━━ DATA EXCERPT

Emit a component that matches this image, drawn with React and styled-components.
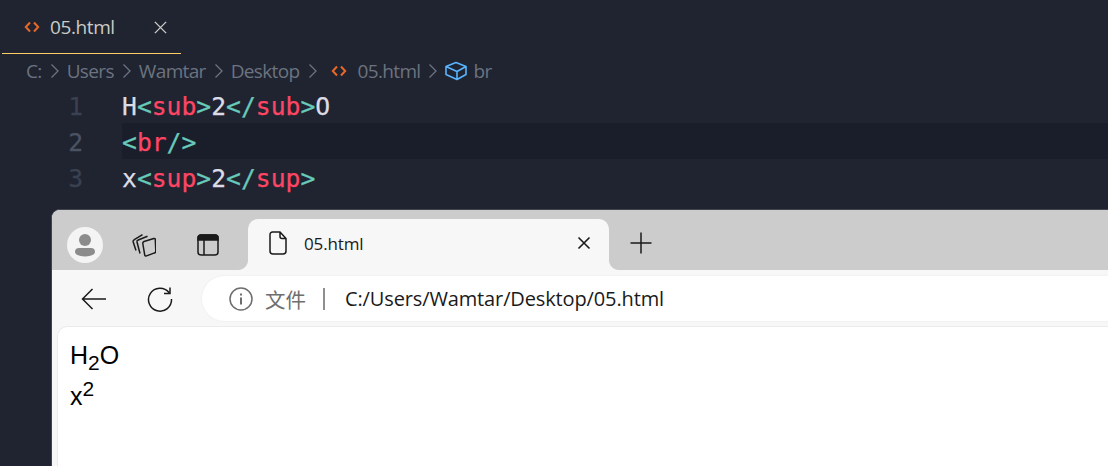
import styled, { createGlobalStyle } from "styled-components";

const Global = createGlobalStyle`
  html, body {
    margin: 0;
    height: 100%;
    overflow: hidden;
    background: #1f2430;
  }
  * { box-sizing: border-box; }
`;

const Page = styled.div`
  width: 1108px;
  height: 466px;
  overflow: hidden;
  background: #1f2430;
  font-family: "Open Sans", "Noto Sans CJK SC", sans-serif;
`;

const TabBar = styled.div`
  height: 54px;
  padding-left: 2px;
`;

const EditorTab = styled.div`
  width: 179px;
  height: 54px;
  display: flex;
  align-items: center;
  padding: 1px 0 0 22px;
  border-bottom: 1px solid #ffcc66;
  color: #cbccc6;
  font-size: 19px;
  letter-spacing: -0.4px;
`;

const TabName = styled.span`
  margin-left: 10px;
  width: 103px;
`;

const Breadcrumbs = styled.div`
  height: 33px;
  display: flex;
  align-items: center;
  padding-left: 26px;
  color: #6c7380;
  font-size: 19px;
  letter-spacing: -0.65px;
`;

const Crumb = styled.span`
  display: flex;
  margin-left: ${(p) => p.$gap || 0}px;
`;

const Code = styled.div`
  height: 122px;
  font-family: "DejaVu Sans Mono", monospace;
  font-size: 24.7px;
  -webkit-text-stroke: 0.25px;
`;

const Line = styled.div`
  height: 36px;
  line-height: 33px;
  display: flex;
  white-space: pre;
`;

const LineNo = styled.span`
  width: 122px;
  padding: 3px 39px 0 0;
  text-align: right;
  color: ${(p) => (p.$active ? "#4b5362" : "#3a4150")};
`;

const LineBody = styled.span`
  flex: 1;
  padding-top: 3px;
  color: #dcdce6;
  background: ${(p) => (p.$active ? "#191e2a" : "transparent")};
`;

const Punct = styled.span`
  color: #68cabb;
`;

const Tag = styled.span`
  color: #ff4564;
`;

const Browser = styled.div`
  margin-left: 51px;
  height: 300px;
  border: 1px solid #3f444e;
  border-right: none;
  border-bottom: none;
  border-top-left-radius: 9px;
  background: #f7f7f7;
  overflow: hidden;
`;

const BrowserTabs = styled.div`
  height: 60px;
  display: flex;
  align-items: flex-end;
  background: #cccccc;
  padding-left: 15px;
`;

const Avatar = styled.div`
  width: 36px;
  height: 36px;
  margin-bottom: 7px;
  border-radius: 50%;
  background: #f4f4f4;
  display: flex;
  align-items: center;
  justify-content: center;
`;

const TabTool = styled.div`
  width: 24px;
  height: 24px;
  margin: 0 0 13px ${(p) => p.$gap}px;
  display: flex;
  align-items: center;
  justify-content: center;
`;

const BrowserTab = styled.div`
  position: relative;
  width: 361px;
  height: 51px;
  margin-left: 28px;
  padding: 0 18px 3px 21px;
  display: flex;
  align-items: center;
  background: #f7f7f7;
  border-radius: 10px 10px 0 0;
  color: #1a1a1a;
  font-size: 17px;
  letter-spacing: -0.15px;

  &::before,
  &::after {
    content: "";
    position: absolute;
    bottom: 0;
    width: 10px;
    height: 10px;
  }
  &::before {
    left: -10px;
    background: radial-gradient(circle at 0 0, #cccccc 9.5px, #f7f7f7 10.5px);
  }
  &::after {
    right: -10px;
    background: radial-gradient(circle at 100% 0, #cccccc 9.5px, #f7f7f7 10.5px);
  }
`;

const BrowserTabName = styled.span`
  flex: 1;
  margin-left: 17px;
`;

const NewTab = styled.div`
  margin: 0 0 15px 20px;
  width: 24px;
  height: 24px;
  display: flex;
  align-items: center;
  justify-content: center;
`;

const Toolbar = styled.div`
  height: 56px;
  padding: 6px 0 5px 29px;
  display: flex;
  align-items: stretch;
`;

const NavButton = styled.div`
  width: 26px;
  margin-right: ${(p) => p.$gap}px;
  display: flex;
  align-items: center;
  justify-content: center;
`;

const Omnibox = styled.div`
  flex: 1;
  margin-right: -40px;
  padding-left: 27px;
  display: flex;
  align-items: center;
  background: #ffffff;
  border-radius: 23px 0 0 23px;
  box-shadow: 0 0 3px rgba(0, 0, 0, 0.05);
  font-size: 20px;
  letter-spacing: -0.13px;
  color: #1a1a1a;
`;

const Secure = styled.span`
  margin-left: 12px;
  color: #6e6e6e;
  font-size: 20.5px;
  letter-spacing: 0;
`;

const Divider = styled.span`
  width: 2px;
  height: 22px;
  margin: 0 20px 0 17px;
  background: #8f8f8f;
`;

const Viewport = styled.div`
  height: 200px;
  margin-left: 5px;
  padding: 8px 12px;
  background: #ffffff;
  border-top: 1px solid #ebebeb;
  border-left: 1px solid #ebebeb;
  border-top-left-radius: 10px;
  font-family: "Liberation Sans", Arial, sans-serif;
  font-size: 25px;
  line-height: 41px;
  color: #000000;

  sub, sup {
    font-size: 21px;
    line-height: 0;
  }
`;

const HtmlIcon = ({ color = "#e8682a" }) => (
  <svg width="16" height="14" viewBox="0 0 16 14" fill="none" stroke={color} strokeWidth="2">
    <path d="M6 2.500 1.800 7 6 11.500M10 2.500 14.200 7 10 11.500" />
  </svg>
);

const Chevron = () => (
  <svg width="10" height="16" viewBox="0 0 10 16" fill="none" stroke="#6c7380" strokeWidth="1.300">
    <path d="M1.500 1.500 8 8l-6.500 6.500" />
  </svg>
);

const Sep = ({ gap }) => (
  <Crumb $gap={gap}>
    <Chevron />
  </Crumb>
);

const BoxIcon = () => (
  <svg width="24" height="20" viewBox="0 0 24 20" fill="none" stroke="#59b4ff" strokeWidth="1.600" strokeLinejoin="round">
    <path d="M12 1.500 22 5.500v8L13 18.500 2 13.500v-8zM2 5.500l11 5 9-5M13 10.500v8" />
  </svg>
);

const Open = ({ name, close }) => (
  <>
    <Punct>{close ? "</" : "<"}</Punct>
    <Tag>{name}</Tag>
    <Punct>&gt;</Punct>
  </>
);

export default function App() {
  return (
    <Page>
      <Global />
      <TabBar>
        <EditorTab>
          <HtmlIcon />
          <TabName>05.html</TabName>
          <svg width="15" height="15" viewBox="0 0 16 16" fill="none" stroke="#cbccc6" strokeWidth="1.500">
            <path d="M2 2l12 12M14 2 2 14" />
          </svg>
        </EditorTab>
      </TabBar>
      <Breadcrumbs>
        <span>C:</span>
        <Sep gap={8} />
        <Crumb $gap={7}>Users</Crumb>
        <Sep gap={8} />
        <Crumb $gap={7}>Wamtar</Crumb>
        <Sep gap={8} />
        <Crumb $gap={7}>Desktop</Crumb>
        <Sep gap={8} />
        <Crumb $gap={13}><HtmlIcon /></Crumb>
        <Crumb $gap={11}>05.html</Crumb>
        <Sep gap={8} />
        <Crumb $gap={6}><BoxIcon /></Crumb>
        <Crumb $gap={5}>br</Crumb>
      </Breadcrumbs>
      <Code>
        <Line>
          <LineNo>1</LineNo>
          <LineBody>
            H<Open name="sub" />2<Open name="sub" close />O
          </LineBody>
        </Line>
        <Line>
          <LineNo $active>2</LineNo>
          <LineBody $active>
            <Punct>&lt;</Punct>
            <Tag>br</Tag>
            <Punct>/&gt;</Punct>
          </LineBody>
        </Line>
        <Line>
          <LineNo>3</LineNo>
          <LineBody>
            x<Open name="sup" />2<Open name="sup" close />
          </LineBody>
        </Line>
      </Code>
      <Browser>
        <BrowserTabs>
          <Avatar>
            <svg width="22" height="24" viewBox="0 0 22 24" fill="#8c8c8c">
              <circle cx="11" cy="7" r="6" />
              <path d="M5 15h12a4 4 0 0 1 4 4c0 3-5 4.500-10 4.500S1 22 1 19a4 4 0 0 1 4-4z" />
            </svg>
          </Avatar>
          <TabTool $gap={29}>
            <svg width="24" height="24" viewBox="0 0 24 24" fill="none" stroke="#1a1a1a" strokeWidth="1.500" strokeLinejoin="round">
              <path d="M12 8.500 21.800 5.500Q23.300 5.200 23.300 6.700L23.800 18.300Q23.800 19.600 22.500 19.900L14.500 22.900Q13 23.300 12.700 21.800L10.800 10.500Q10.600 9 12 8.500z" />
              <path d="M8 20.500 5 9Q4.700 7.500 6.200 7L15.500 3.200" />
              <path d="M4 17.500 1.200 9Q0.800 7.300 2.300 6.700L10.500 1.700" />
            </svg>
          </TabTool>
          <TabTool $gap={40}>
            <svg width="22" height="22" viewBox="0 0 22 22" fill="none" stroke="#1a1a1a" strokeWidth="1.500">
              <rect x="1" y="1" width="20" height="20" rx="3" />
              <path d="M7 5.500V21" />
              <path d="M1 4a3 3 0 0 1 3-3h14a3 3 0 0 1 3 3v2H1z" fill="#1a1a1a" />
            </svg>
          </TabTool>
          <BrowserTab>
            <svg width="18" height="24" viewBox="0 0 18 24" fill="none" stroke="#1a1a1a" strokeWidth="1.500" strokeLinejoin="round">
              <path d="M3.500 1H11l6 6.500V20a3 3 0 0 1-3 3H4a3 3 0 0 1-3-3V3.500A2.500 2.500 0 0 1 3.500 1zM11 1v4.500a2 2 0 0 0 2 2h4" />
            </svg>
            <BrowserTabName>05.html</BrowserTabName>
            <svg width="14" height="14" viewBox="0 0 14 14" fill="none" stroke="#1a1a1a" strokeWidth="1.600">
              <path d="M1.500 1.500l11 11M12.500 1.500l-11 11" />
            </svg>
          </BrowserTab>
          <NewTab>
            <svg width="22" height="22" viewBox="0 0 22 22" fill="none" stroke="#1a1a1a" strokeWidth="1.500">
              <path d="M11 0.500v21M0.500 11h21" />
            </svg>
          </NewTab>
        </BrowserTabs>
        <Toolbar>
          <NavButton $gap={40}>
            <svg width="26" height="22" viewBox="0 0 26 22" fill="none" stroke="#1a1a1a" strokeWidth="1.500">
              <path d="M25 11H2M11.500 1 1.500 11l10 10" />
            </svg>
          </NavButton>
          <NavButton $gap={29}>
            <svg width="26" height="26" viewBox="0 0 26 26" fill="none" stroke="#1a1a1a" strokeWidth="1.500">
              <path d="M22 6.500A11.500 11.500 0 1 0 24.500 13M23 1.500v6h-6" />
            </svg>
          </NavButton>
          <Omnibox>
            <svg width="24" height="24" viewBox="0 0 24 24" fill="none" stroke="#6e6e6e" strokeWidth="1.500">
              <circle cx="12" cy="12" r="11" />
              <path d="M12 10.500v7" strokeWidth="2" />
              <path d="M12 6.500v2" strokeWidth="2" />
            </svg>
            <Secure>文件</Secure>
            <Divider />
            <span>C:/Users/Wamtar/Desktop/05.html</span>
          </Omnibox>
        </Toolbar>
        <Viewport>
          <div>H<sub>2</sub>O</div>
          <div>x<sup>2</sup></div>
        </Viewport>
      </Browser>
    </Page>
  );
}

━━━━

## TASK GOAL
Look through the data above. Find each line with the string "components" and copy it.

## THE SOLUTION
Emit a component that matches this image, drawn with React and styled-components.
import styled, { createGlobalStyle } from "styled-components";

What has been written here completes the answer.